No extraña entonces la capacidad de los personajes de Dostoievski para enfrentar el sufrimiento, la falta de sentido entre lo que se quiere y lo que realmente ocurre, la incongruencia del ser interior con un mundo incomprensible. Es un enfrentamiento difícil que emprendieron todos los maestros rusos; unos son más graciosos o grotescos, como Leskov y Gógol, otros más profundos y tristes, como Tolstói y Chéjov, y otros aún más finos y desesperados, como Pushkin o Turgueniev; todos hablaron directamente del absurdo de creer en algo, del golpe que recibe el que quiere que la vida tenga sentido. Dostoievski encara lo que el sociólogo Durkheim llamaba en esos años "anomia", la falta total de encontrar una norma, lo que lleva a la desviación del ser y a perder interés en los demás y en la existencia. Los personajes de Dostoievski se enfrentan a ese abismo y llevan al lector al borde con ellos: cómo actuar, cómo ser fiel a sí mismo, cómo esa necesidad es una y otra vez destruida, pero lo imperioso de seguir, de hacerlo, se mantiene.
La traductora de estos Cuentos completos, Bela Martinova, señala que en ellos resuena, como en toda la literatura del siglo por venir, el dictum de un contemporáneo lejano, "preferiría no hacerlo", el Bartleby de Melville. Pero la gente de Dostoievski siempre está empujada a actuar y, cuando no puede, no es capaz de esquivar nada: al menos piensa, habla, aunque sea de sus sueños inconexos. Más que la impenetrabilidad del ser, se trata de la ronda constante de querer ser, hasta lo extenuante. Cuando la presión de lo incomprensible (sea la burocracia o la simple falta de simpatía de los demás) deja a los personajes inmóviles, hay una mente que no se detiene, que reflexiona y que, sobre todo, imagina. Por eso, como también advierte Martinova, en Dostoievski hay un germen de Kafka.

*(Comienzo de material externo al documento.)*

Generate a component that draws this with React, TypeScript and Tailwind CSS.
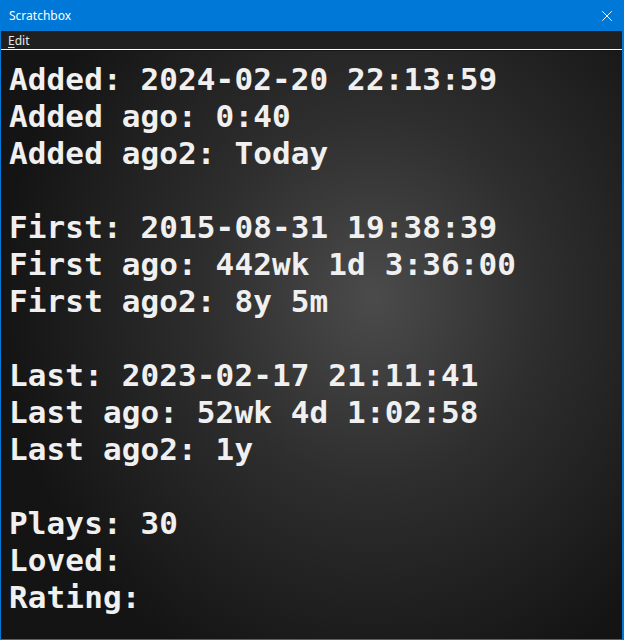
import { X } from 'lucide-react'

const lines = [
  'Added: 2024-02-20 22:13:59',
  'Added ago: 0:40',
  'Added ago2: Today',
  '',
  'First: 2015-08-31 19:38:39',
  'First ago: 442wk 1d 3:36:00',
  'First ago2: 8y 5m',
  '',
  'Last: 2023-02-17 21:11:41',
  'Last ago: 52wk 4d 1:02:58',
  'Last ago2: 1y',
  '',
  'Plays: 30',
  'Loved:',
  'Rating:',
]

export default function App() {
  return (
    <div className="w-[624px] h-[640px] flex flex-col bg-[#0078d7] pl-px pr-[2px] pb-px overflow-hidden">
      {/* Title bar */}
      <div className="h-[31px] -ml-px -mr-[2px] flex items-center justify-between pl-[9px] pr-[8px] bg-[#0078d7] text-white text-[12px] font-['Noto_Sans',sans-serif]">
        <span>Scratchbox</span>
        <X size={18} strokeWidth={1.3} />
      </div>

      {/* Menu */}
      <div className="h-[18px] flex items-center pt-px bg-[#202020] pl-[7px] text-[12px] text-[#e8e8e8] font-['Noto_Sans',sans-serif]">
        <span><span className="underline underline-offset-2">E</span>dit</span>
      </div>
      <div className="h-px bg-white" />
      <div className="h-px bg-[#151515]" />

      {/* Content */}
      <div className="flex-1 pt-[10px] pl-[8px] bg-[radial-gradient(ellipse_60%_70%_at_60%_42%,#4b4b4b_0%,#2e2e2e_45%,#141414_100%)]">
        {lines.map((l, i) => (
          <div
            key={i}
            className="h-[37px] leading-[37px] text-[31px] tracking-[0.12px] font-bold text-[#f0f0f0] whitespace-pre font-['DejaVu_Sans_Mono',monospace]"
          >
            {l}
          </div>
        ))}
      </div>
    </div>
  )
}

Desde relatos de niños que muestran una ternura aterradora hasta crónicas, estos relatos no solo señalan el progreso del pensamiento y la inquietud moral, sino que muestran las emociones más básicas: el humor, la ternura, lo ridículo, lo terrible, la ansiedad, la exasperación.
El ingenio de Novela en nueve cartas, la dulzura de El niño con la manita, la risa tremenda de El sueño de un hombre ridículo: toda la literatura está contenida en cualquiera de estos cuentos.